For some time I've wondered why people don't get annoyed by me promoting myself on Twitter. Admittedly some people probably do get annoyed, but since they never tell me so, I guess it doesn't matter.

But back to the point, I promote myself every bit as much as the worst spammy PR offender on Twitter. I mean my stream is filled with links back to my blog posts and to The BeanCast and to Ad Age Outlook and I really can't say it's any less egregious than any other PR flack promoting their wares.

Yet, time and time again I'm specifically called out by people saying, "You do it right." And I'm like, "What am I doing right?" To which they say, "You just aren't as annoying." To which I reply, "I am annoying, but thanks anyway."

It's been a conundrum.

But then this evening it hit me. And the insight came in an unusual way. I was promoting Ad Age Outlook's latest episode and decided a good way to do such was to make fun of Ad Age Managing Editor Ken Wheaton's "nubbin." (His inappropriate name for the small piece of text that accompanies each posting.) So I wrote a fun tweet, posted it and immediate people started engaging with it. And I finally got why people are up in arms over PR spammers yet willingly allow me to spam them:

CONTENT!

Okay, duh! But seriously, too many PR folks in their efforts to be informational and professional have forgotten that advertising is supposed to be fun and/or to get people talking.
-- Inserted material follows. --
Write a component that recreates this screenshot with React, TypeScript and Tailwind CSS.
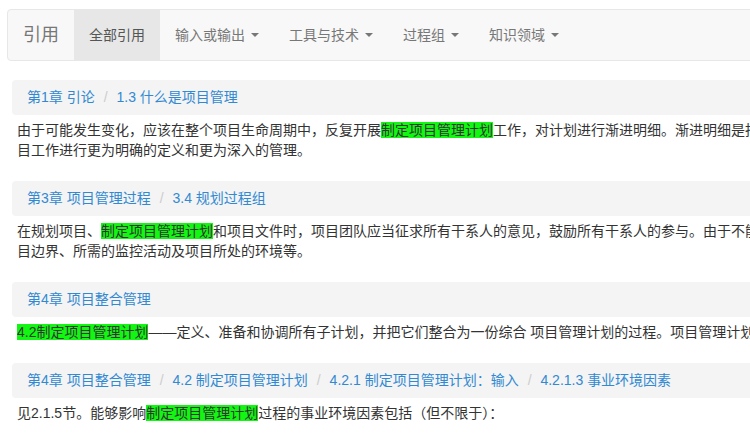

The best ads are creatively thought out, carefully executed masterpieces. They aren't just informational. They are little entertainments.

Further, we don't just run our ads back to back. We look at complex formulas to determine reach and frequency, not just dump a bunch of links with an auto-blast. Free bandwidth has crippled our sensibilities about timing.

In short, I don't just tweet interesting links. I attempt to craft everything I say like a copywriter forming an ad and launch it with the timing of a campaign. And that's the difference.

So to you PR folks out there, love you, but the medium demands something more interesting. It may be worth taking a page from the ad agency playbook before your next Tweeting session.